Scan the data beneath this task and copy each line that includes "components".
* * * * * * *
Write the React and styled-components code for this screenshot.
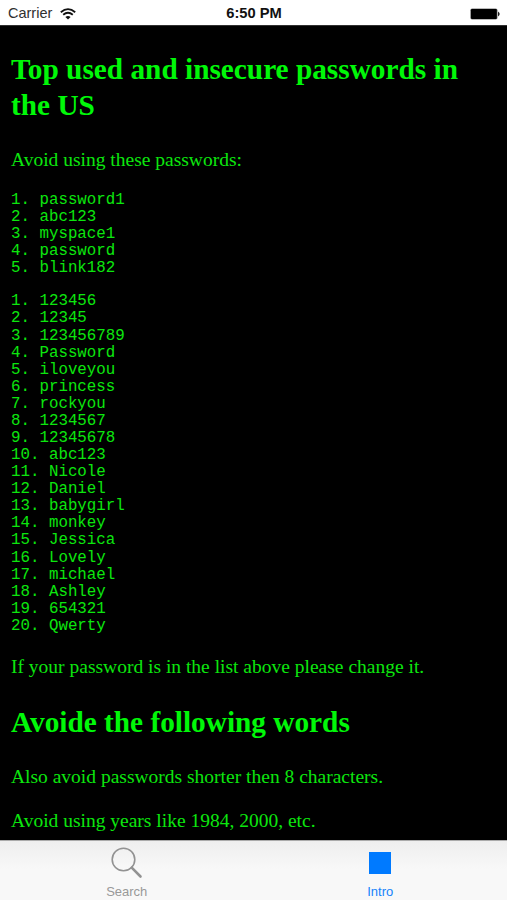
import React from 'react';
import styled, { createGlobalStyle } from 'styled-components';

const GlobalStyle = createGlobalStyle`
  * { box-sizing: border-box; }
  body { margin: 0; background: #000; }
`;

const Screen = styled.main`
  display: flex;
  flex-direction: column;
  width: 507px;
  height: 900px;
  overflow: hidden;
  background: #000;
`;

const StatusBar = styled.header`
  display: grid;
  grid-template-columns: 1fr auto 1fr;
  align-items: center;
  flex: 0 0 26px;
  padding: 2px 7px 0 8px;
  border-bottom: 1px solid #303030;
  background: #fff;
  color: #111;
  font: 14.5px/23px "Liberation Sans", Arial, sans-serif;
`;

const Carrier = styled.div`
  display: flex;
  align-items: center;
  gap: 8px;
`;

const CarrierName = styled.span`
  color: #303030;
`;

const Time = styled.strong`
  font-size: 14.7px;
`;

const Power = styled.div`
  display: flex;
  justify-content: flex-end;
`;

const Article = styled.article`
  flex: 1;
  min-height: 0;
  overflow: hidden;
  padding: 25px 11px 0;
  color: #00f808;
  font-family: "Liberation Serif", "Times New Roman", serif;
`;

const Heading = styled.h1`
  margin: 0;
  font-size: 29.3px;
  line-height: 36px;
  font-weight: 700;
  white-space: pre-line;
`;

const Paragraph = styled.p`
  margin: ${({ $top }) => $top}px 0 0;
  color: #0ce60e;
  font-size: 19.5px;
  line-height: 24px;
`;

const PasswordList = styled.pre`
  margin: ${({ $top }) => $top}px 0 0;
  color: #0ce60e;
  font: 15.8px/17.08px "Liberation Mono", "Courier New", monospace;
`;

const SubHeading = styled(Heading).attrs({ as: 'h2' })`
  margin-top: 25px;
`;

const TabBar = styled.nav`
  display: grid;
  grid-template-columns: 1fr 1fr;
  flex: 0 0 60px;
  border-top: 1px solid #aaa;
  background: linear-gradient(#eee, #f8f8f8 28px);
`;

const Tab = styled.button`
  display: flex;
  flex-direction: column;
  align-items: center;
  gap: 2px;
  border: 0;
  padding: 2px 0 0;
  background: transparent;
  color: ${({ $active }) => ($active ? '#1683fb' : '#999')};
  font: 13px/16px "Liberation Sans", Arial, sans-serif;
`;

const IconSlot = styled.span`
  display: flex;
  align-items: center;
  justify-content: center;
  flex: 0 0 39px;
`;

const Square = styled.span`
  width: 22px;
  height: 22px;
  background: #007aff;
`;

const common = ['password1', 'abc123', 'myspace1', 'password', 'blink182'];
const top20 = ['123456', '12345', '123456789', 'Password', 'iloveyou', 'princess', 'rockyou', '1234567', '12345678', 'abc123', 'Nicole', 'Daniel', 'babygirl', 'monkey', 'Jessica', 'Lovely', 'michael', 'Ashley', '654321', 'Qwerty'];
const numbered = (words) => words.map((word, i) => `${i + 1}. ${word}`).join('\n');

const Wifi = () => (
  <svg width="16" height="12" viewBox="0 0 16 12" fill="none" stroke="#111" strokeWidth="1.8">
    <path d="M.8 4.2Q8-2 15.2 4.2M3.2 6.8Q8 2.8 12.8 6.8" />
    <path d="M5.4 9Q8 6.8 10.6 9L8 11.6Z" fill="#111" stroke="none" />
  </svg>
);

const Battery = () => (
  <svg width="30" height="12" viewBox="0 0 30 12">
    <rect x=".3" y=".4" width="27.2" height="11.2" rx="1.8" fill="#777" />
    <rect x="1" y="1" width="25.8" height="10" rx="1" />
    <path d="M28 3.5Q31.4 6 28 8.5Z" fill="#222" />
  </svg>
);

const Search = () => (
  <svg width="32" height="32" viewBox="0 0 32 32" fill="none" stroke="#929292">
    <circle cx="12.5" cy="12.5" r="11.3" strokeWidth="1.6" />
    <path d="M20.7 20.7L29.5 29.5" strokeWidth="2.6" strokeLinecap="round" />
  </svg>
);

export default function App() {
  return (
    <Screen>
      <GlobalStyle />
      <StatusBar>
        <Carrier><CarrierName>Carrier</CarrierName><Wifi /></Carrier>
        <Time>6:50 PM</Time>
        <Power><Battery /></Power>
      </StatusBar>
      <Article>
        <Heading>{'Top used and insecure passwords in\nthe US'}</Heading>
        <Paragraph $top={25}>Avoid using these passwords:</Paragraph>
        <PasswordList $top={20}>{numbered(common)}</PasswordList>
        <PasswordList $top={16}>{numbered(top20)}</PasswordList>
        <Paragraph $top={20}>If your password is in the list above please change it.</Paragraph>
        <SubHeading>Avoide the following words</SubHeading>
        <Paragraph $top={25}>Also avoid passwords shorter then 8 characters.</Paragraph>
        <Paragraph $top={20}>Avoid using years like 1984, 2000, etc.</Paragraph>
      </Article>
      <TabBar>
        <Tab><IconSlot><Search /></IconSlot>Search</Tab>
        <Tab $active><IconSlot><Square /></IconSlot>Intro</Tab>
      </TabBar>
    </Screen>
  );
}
* * * * * * *
### Answer
Write the React and styled-components code for this screenshot.
import styled, { createGlobalStyle } from 'styled-components';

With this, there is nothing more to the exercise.